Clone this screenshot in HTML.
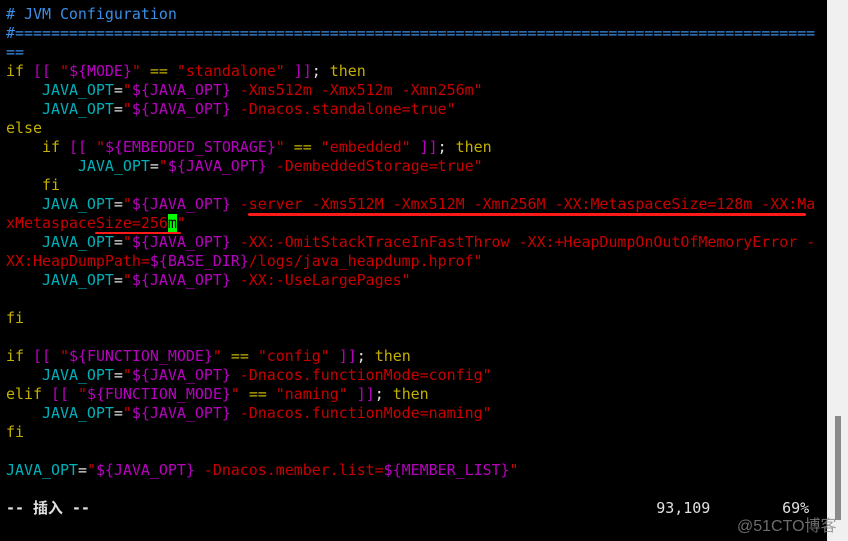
<!DOCTYPE html>
<html><head><meta charset="utf-8"><style>
body{margin:0;background:#000;width:848px;height:541px;overflow:hidden;position:relative}
pre{margin:0;position:absolute;left:6px;top:5px;font:15px/19px "DejaVu Sans Mono","Liberation Mono","Noto Sans CJK SC",monospace;letter-spacing:-0.04px;color:#e0e0e0}
.c{color:#3b8ee6}.y{color:#c4b000}.m{color:#b800c0}.r{color:#c80000}.t{color:#00b0b8}.w{color:#e8e8e8}
.cur{background:#00ff00;color:#000}
.sb{position:absolute;left:827px;top:0;width:21px;height:541px;background:#f0f0f0}
.th{position:absolute;left:835px;top:416px;width:6px;height:104px;background:#8a8a8a}
.ul{position:absolute;background:#ff1a1a;height:3px;border-radius:2px}
.wm{position:absolute;left:737px;top:512px;font:16px "Liberation Sans","Noto Sans CJK SC",sans-serif;color:#888;opacity:.8}
</style></head><body>
<pre><span class="c"># JVM Configuration
#=========================================================================================
==</span>
<span class="y">if</span> <span class="m">[[</span> <span class="r">"</span><span class="m">${MODE}</span><span class="r">"</span> <span class="y">==</span> <span class="r">"standalone"</span> <span class="m">]]</span>; <span class="y">then</span>
    <span class="t">JAVA_OPT</span>=<span class="r">"</span><span class="m">${JAVA_OPT}</span><span class="r"> -Xms512m -Xmx512m -Xmn256m"</span>
    <span class="t">JAVA_OPT</span>=<span class="r">"</span><span class="m">${JAVA_OPT}</span><span class="r"> -Dnacos.standalone=true"</span>
<span class="y">else</span>
    <span class="y">if</span> <span class="m">[[</span> <span class="r">"</span><span class="m">${EMBEDDED_STORAGE}</span><span class="r">"</span> <span class="y">==</span> <span class="r">"embedded"</span> <span class="m">]]</span>; <span class="y">then</span>
        <span class="t">JAVA_OPT</span>=<span class="r">"</span><span class="m">${JAVA_OPT}</span><span class="r"> -DembeddedStorage=true"</span>
    <span class="y">fi</span>
    <span class="t">JAVA_OPT</span>=<span class="r">"</span><span class="m">${JAVA_OPT}</span><span class="r"> -server -Xms512M -Xmx512M -Xmn256M -XX:MetaspaceSize=128m -XX:Ma
xMetaspaceSize=256</span><span class="cur">m</span><span class="r">"</span>
    <span class="t">JAVA_OPT</span>=<span class="r">"</span><span class="m">${JAVA_OPT}</span><span class="r"> -XX:-OmitStackTraceInFastThrow -XX:+HeapDumpOnOutOfMemoryError -
XX:HeapDumpPath=</span><span class="m">${BASE_DIR}</span><span class="r">/logs/java_heapdump.hprof"</span>
    <span class="t">JAVA_OPT</span>=<span class="r">"</span><span class="m">${JAVA_OPT}</span><span class="r"> -XX:-UseLargePages"</span>

<span class="y">fi</span>

<span class="y">if</span> <span class="m">[[</span> <span class="r">"</span><span class="m">${FUNCTION_MODE}</span><span class="r">"</span> <span class="y">==</span> <span class="r">"config"</span> <span class="m">]]</span>; <span class="y">then</span>
    <span class="t">JAVA_OPT</span>=<span class="r">"</span><span class="m">${JAVA_OPT}</span><span class="r"> -Dnacos.functionMode=config"</span>
<span class="y">elif</span> <span class="m">[[</span> <span class="r">"</span><span class="m">${FUNCTION_MODE}</span><span class="r">"</span> <span class="y">==</span> <span class="r">"naming"</span> <span class="m">]]</span>; <span class="y">then</span>
    <span class="t">JAVA_OPT</span>=<span class="r">"</span><span class="m">${JAVA_OPT}</span><span class="r"> -Dnacos.functionMode=naming"</span>
<span class="y">fi</span>

<span class="t">JAVA_OPT</span>=<span class="r">"</span><span class="m">${JAVA_OPT}</span><span class="r"> -Dnacos.member.list=</span><span class="m">${MEMBER_LIST}</span><span class="r">"</span>

<b>-- 插入 --</b>                                                               93,109        69%</pre>
<div class="ul" style="left:248px;top:213px;width:558px"></div>
<div class="ul" style="left:95px;top:232px;width:86px;height:2px"></div>
<div class="sb"></div><div class="th"></div>
<div class="wm">@51CTO博客</div>
</body></html>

_ _ _

— Problem to work on —
Reproduce the data word for word, excluding its pictures.

— Problem solution —
Clone this screenshot in HTML.
<!DOCTYPE html>
<html><head><meta charset="utf-8"><style>
body{margin:0;background:#000;width:848px;height:541px;overflow:hidden;position:relative}
pre{margin:0;position:absolute;left:6px;top:5px;font:15px/19px "DejaVu Sans Mono","Liberation Mono","Noto Sans CJK SC",monospace;letter-spacing:-0.04px;color:#e0e0e0}
.c{color:#3b8ee6}.y{color:#c4b000}.m{color:#b800c0}.r{color:#c80000}.t{color:#00b0b8}.w{color:#e8e8e8}
.cur{background:#00ff00;color:#000}
.sb{position:absolute;left:827px;top:0;width:21px;height:541px;background:#f0f0f0}
.th{position:absolute;left:835px;top:416px;width:6px;height:104px;background:#8a8a8a}
.ul{position:absolute;background:#ff1a1a;height:3px;border-radius:2px}
.wm{position:absolute;left:737px;top:512px;font:16px "Liberation Sans","Noto Sans CJK SC",sans-serif;color:#888;opacity:.8}
</style></head><body>
<pre><span class="c"># JVM Configuration
#=========================================================================================
==</span>
<span class="y">if</span> <span class="m">[[</span> <span class="r">"</span><span class="m">${MODE}</span><span class="r">"</span> <span class="y">==</span> <span class="r">"standalone"</span> <span class="m">]]</span>; <span class="y">then</span>
    <span class="t">JAVA_OPT</span>=<span class="r">"</span><span class="m">${JAVA_OPT}</span><span class="r"> -Xms512m -Xmx512m -Xmn256m"</span>
    <span class="t">JAVA_OPT</span>=<span class="r">"</span><span class="m">${JAVA_OPT}</span><span class="r"> -Dnacos.standalone=true"</span>
<span class="y">else</span>
    <span class="y">if</span> <span class="m">[[</span> <span class="r">"</span><span class="m">${EMBEDDED_STORAGE}</span><span class="r">"</span> <span class="y">==</span> <span class="r">"embedded"</span> <span class="m">]]</span>; <span class="y">then</span>
        <span class="t">JAVA_OPT</span>=<span class="r">"</span><span class="m">${JAVA_OPT}</span><span class="r"> -DembeddedStorage=true"</span>
    <span class="y">fi</span>
    <span class="t">JAVA_OPT</span>=<span class="r">"</span><span class="m">${JAVA_OPT}</span><span class="r"> -server -Xms512M -Xmx512M -Xmn256M -XX:MetaspaceSize=128m -XX:Ma
xMetaspaceSize=256</span><span class="cur">m</span><span class="r">"</span>
    <span class="t">JAVA_OPT</span>=<span class="r">"</span><span class="m">${JAVA_OPT}</span><span class="r"> -XX:-OmitStackTraceInFastThrow -XX:+HeapDumpOnOutOfMemoryError -
XX:HeapDumpPath=</span><span class="m">${BASE_DIR}</span><span class="r">/logs/java_heapdump.hprof"</span>
    <span class="t">JAVA_OPT</span>=<span class="r">"</span><span class="m">${JAVA_OPT}</span><span class="r"> -XX:-UseLargePages"</span>

<span class="y">fi</span>

<span class="y">if</span> <span class="m">[[</span> <span class="r">"</span><span class="m">${FUNCTION_MODE}</span><span class="r">"</span> <span class="y">==</span> <span class="r">"config"</span> <span class="m">]]</span>; <span class="y">then</span>
    <span class="t">JAVA_OPT</span>=<span class="r">"</span><span class="m">${JAVA_OPT}</span><span class="r"> -Dnacos.functionMode=config"</span>
<span class="y">elif</span> <span class="m">[[</span> <span class="r">"</span><span class="m">${FUNCTION_MODE}</span><span class="r">"</span> <span class="y">==</span> <span class="r">"naming"</span> <span class="m">]]</span>; <span class="y">then</span>
    <span class="t">JAVA_OPT</span>=<span class="r">"</span><span class="m">${JAVA_OPT}</span><span class="r"> -Dnacos.functionMode=naming"</span>
<span class="y">fi</span>

<span class="t">JAVA_OPT</span>=<span class="r">"</span><span class="m">${JAVA_OPT}</span><span class="r"> -Dnacos.member.list=</span><span class="m">${MEMBER_LIST}</span><span class="r">"</span>

<b>-- 插入 --</b>                                                               93,109        69%</pre>
<div class="ul" style="left:248px;top:213px;width:558px"></div>
<div class="ul" style="left:95px;top:232px;width:86px;height:2px"></div>
<div class="sb"></div><div class="th"></div>
<div class="wm">@51CTO博客</div>
</body></html>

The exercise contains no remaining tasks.